Dynamic Performance of a Slender Truss Bridge Subjected to Extreme Wind and Traffic Loads Considering 18 Flutter Derivatives

Abstract

The aerodynamic performance of long-span bridges under extreme environmental conditions, such as under strong winds and heavy traffic, is critical for bridge design. Either free vibrational or forced vibrational tests are usually carried out to obtain the flutter derivatives, either traditional eight flutter derivatives from two-degree-of-freedom (2-DOF) model tests or 18 flutter derivatives from 3-DOF model tests, to evaluate structural dynamic performance. In the present study, an experimental facility is developed based upon a digitally controlled 3-DOF forced vibration system to enable the extraction of 18 flutter derivatives of bridge decks through wind-tunnel tests. After validating the proposed forced vibration test facility using typical section types, i.e., a thin-plate section and a truss-girder section, the 18 flutter derivatives for the truss-girder section are extracted and used for bridge dynamic performance assessment considering combined loads from traffic and wind.
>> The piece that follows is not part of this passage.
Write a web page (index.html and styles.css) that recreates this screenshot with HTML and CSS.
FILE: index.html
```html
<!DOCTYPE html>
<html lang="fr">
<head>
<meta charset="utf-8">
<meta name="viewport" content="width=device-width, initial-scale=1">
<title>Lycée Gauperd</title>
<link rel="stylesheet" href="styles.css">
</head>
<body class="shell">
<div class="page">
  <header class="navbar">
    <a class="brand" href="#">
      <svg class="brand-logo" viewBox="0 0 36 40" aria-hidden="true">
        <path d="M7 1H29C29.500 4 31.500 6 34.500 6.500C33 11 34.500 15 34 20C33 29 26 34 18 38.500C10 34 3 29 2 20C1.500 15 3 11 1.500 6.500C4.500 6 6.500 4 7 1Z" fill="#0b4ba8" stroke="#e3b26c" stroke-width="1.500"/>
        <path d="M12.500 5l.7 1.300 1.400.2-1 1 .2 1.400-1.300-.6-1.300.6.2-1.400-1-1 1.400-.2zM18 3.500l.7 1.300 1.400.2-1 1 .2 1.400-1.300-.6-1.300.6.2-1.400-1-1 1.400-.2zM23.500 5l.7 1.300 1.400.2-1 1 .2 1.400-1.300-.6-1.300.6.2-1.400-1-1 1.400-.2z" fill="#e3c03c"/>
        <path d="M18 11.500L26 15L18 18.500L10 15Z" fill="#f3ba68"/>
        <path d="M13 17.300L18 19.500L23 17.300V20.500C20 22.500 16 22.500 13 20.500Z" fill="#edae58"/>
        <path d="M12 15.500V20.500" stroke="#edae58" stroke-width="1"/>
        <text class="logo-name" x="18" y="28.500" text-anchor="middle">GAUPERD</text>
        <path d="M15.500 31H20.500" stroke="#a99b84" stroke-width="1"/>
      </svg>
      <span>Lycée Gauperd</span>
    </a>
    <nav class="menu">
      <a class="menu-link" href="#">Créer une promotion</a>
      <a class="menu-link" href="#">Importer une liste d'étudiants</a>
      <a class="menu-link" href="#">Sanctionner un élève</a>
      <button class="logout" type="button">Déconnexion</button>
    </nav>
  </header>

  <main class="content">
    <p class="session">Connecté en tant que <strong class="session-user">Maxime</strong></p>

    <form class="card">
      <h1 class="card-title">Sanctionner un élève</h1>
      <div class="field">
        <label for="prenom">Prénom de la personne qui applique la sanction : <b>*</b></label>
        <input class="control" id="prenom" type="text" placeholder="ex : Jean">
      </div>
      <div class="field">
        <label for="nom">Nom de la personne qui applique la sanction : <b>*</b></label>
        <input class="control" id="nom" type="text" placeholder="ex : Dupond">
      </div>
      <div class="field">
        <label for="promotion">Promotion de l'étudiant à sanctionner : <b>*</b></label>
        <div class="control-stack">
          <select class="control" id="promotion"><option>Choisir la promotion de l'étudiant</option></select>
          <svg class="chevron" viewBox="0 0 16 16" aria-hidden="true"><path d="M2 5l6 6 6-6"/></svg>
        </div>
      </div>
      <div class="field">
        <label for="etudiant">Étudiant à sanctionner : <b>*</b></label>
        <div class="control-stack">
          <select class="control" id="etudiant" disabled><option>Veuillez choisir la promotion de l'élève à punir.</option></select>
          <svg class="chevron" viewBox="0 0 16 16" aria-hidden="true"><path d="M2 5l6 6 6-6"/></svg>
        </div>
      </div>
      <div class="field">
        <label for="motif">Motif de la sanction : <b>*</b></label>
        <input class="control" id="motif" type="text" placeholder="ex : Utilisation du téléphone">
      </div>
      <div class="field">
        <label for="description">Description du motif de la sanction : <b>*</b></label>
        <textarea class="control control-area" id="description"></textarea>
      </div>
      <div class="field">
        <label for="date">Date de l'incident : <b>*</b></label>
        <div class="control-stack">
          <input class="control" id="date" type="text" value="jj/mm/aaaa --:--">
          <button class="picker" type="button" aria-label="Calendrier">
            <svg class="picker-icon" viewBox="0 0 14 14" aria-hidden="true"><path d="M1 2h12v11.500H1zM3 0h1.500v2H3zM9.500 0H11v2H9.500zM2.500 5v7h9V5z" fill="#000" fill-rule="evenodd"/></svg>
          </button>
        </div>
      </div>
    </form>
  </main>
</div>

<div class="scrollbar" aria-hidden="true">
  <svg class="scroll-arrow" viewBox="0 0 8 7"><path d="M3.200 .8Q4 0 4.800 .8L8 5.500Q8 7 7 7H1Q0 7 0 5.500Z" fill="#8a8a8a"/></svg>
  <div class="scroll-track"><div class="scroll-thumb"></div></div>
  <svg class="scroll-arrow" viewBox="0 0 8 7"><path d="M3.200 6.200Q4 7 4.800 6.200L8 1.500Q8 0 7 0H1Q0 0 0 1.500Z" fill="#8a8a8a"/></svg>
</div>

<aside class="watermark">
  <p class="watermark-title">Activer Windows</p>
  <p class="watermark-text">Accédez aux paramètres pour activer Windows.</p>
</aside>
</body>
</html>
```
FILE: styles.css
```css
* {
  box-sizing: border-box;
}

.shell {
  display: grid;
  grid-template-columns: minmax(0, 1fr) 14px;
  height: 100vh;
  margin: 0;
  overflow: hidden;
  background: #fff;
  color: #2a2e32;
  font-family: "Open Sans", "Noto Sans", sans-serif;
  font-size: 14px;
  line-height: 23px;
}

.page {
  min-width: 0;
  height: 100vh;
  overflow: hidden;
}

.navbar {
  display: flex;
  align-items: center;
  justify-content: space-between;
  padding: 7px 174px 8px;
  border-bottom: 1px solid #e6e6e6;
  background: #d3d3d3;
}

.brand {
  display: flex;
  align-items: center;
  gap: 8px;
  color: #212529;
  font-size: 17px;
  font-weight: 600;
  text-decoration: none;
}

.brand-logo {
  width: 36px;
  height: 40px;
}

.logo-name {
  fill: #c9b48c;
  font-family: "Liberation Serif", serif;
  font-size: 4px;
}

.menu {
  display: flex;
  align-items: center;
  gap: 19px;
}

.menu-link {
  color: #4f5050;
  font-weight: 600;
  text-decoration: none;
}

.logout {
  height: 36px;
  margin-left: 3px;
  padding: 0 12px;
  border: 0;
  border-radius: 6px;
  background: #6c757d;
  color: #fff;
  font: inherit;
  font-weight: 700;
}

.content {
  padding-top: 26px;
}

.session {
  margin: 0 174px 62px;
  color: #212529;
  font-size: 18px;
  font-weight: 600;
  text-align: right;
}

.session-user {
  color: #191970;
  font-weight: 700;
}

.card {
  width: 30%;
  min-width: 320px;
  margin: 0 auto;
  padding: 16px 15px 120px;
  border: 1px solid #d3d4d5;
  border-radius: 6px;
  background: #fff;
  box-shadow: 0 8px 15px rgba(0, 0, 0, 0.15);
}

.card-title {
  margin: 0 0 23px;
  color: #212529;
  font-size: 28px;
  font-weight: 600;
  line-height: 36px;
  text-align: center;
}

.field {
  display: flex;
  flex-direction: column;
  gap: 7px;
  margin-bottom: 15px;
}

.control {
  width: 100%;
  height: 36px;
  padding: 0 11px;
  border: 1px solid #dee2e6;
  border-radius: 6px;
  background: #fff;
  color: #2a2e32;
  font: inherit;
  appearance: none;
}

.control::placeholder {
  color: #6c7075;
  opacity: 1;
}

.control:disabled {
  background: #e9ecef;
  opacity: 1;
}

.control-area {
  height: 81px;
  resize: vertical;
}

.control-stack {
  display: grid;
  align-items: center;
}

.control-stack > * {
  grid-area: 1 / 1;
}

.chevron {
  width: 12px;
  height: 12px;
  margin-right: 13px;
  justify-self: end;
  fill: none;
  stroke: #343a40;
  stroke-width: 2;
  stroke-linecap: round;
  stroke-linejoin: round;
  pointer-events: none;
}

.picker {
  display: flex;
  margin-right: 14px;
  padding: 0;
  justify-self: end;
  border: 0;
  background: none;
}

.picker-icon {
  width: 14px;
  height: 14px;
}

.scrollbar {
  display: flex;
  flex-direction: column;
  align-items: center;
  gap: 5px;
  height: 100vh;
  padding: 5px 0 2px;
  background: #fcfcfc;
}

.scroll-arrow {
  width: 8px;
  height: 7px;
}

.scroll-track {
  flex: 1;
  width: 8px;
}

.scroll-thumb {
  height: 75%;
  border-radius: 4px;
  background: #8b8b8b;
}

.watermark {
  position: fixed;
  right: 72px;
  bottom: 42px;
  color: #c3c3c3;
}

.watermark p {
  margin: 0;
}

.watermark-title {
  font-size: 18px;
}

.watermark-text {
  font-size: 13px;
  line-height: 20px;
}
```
The case study of a truss bridge shows that ignorance of the additional 10 flutter derivatives can result in a significant overestimation of the bridge lateral responses, especially under high wind speeds. However, ignorance of the additional 10 flutter derivatives on the bridge vertical and torsional responses, as well as on the dynamic responses of the running vehicles, are not significant. Similar observation were also applied to the stress responses at the critical location of the bridge deck.